Gulf of Mexico shrimp fishery: Although recent catch levels of shrimp have been sustainable, a primary concern in this fishery is the prevalence of by-catch, or species that are incidentally caught and killed by the shrimp trawling gear. The fishery has the potential attain a sustainability certification (such as the Marine Stewardship Council label) if it reduces by-catch and increases fuel efficiency – changes that would lead to both economic and environmental benefits. However, these modifications can be very costly. Loans to support the transition could provide enough incentive for fishers to switch to new equipment, leading to higher profits and reduced ecological impacts.
Galapagos Islands lobster fishery: As with many fisheries, the primary gear used to capture lobster in the Galapagos is harmful to the long-term sustainability of the fishery: spear fishing leads to high mortality of juveniles and reproductive females, and doesn’t allow for fishers to sell the product live for higher prices.

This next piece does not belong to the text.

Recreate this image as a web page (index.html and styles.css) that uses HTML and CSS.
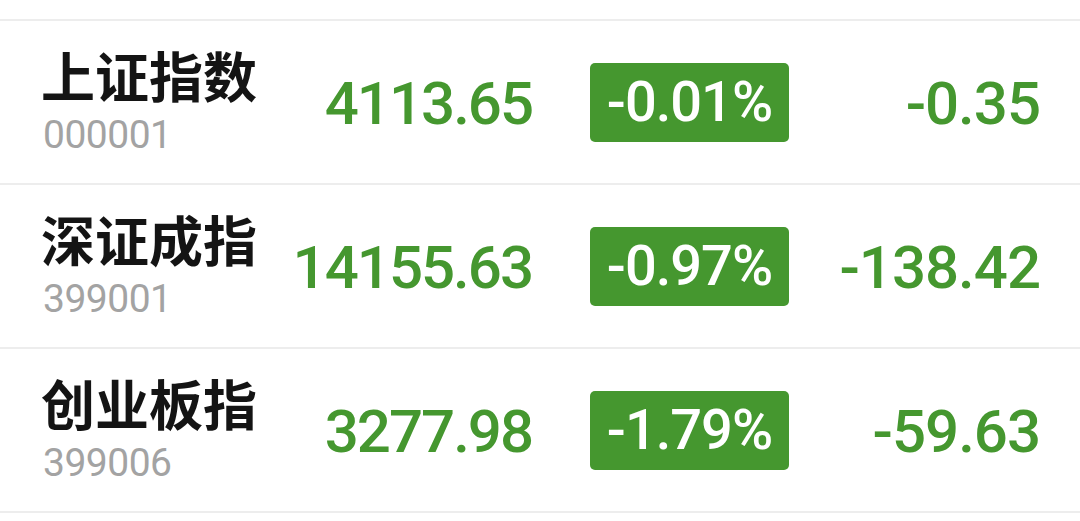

Alternative gears (including harvesting by hand) exist that could mitigate these problems, but have not been widely adopted due to the financial risk of gear transition. An investment by a business or NGO may be able to alleviate this financial hurdle, for example by providing tanks where live lobster can be held and subsequently sold for a greater profit. This new infrastructure can provide three-way benefits: fishers gain from higher prices, the lobster population is relieved of destructive spear fishing practices, and the investor reaps a profit.
Peru-Chile anchoveta fishery: Transboundary fisheries, like the anchoveta that travel between the territorial waters of Peru and Chile, are often overharvested due to the tendency of both countries to catch as much as they can while the fish are in their territory. In cases where fishing nations have difficulty cooperating over shared stocks, an alternative method for reducing fishing pressure is to establish a no-take marine protected area (MPA) along the border of their territorial seas. To overcome possible short-tem losses due to decreased fishing, a third-party investor could compensate fishers for losses and levy taxes on any gains.
Indonesia blue swimming crab fishery: The Indonesia blue swimming crab fishery suffers from overexploitation, a common symptom of open access management. In the absence of effective management mechanisms, industry-led reform provides an alternative approach to achieve economic and ecological sustainability. Under this approach, fishery stakeholders (like retailers, wholesalers, processors, and fishers) come together to exercise market power, such as a processor-mandated minimum size limit. Fishermen receive higher prices for adhering to these standards, and processors are paid back in the future via higher yields due to rebuilding. An association of processors and exporters has already begun to implement this approach by setting a minimum size limit and a ban on egg-bearing females for the blue swimming crab that they handle.